Today I’m reading picture book biographies of two trail-blazing female artists: Zaha Hadid, an architect; and Amalia Hernandez, a dancer
I loved learning about this architect I’d never heard of, and found myself falling down an Internet rabbit hole of looking at her designs!
The book starts with her childhood in Baghdad, Iraq, where she explored the countryside, thought about ancient cities, and lived with Persian carpets. We follow her to London and get a glimpse of her architectural training and then see her set up shop as an architect, making design after design that is not built. But “Hadid means iron in Arabic, and Zaha is strong as iron. She keeps on working–one plan after another. ‘I made a conscious decision not to stop.'”
And eventually her persistence pays off. In the most wonderful pages of the book, Winter draws the buildings Hadid designed, with their flowing, organic shapes, next to the natural features that inspired her designs.
I loved reading Danza! by Duncan Tonatiuh not because it was unknown but because it was about such a very familiar institution–El Ballet Folklorico de Mexico. When I was an exchange student in Mexico, we of course went to a performance, and I have seen similar dances in the United States. But I had never known about the passionate dancer behind the institution: Amalia Hernandez.
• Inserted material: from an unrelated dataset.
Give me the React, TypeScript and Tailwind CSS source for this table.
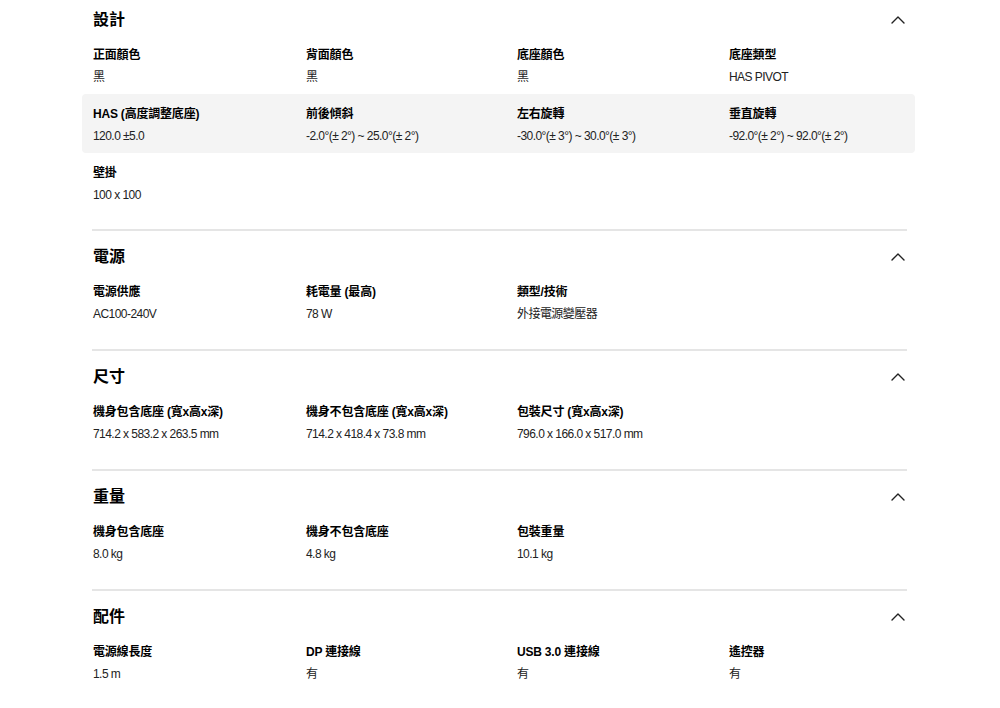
import { ChevronUp } from 'lucide-react';

type Spec = { label: string; value: string };

type Section = {
    title: string;
    rows: Spec[][];
    first?: boolean;
};

const sections: Section[] = [
    {
        title: '設計',
        first: true,
        rows: [
            [
                { label: '正面顏色', value: '黑' },
                { label: '背面顏色', value: '黑' },
                { label: '底座顏色', value: '黑' },
                { label: '底座類型', value: 'HAS PIVOT' },
            ],
            [
                { label: 'HAS (高度調整底座)', value: '120.0 ±5.0' },
                { label: '前後傾斜', value: '-2.0°(± 2°) ~ 25.0°(± 2°)' },
                { label: '左右旋轉', value: '-30.0°(± 3°) ~ 30.0°(± 3°)' },
                { label: '垂直旋轉', value: '-92.0°(± 2°) ~ 92.0°(± 2°)' },
            ],
            [{ label: '壁掛', value: '100 x 100' }],
        ],
    },
    {
        title: '電源',
        rows: [
            [
                { label: '電源供應', value: 'AC100-240V' },
                { label: '耗電量 (最高)', value: '78 W' },
                { label: '類型/技術', value: '外接電源變壓器' },
            ],
        ],
    },
    {
        title: '尺寸',
        rows: [
            [
                { label: '機身包含底座 (寬x高x深)', value: '714.2 x 583.2 x 263.5 mm' },
                { label: '機身不包含底座 (寬x高x深)', value: '714.2 x 418.4 x 73.8 mm' },
                { label: '包裝尺寸 (寬x高x深)', value: '796.0 x 166.0 x 517.0 mm' },
            ],
        ],
    },
    {
        title: '重量',
        rows: [
            [
                { label: '機身包含底座', value: '8.0 kg' },
                { label: '機身不包含底座', value: '4.8 kg' },
                { label: '包裝重量', value: '10.1 kg' },
            ],
        ],
    },
    {
        title: '配件',
        rows: [
            [
                { label: '電源線長度', value: '1.5 m' },
                { label: 'DP 連接線', value: '有' },
                { label: 'USB 3.0 連接線', value: '有' },
                { label: '遙控器', value: '有' },
            ],
        ],
    },
];

function SpecRow({ items, shaded }: { items: Spec[]; shaded: boolean }) {
    return (
        <div
            className={
                shaded
                    ? 'h-[59px] ml-[-10px] mr-[-8px] pl-[11px] rounded-[4px] bg-[#f4f4f4] grid grid-cols-[213px_211px_212px_1fr]'
                    : 'h-[59px] pl-[1px] grid grid-cols-[213px_211px_212px_1fr]'
            }
        >
            {items.map((item) => (
                <div key={item.label} className="pt-[12px]">
                    <div className="text-[12px] leading-[16px] font-bold text-black tracking-[-0.2px]">{item.label}</div>
                    <div className="mt-[6px] text-[12px] leading-[16px] text-[#222] tracking-[-0.55px]">{item.value}</div>
                </div>
            ))}
        </div>
    );
}

function SpecSection({ section }: { section: Section }) {
    return (
        <section
            className={
                section.first
                    ? 'pt-[9px] pb-[17px]'
                    : 'border-t-[2px] border-[#e5e5e5] pt-[15px] pb-[18px]'
            }
        >
            <div className="flex items-center justify-between h-[22px]">
                <h2 className="pl-[1px] text-[16px] leading-[22px] font-bold text-black">{section.title}</h2>
                <ChevronUp className="w-[24px] h-[24px] mr-[-3px] text-[#222]" strokeWidth={1.4} />
            </div>
            <div className="mt-[4px]">
                {section.rows.map((row, i) => (
                    <SpecRow key={i} items={row} shaded={i === 1} />
                ))}
            </div>
        </section>
    );
}

export default function App() {
    return (
        <div
            className="min-h-[708px] bg-white"
            style={{ fontFamily: '"Liberation Sans", "Noto Sans CJK TC", sans-serif' }}
        >
            <div className="ml-[92px] w-[815px]">
                {sections.map((s) => (
                    <SpecSection key={s.title} section={s} />
                ))}
            </div>
        </div>
    );
}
The book tells the story of Hernandez’ early dance training and how that eventually led her to looking for a way to put traditional Mexican dances on the stage. Tonatiuh’s art is spot-on for this project. His profile characters and the carefully detailed costumes he puts on them, along with the set and stage details he includes capture my memory of that night when I watched El Ballet Folklorico better than any photographs I’ve ever seen.
I loved the extra details he shares in the back matter–including the controversy over the way some people saw her as appropriating folk dances.
The World Is Not a Rectangle: A Portrait of Architect Zaha Hadid by Jeanette Winter. Beach Lane Books: 2017.
Danza! Amalia Hernandez and El Ballet Folklorico de Mexico by Duncan Tonatiuh. Abrams: 2017.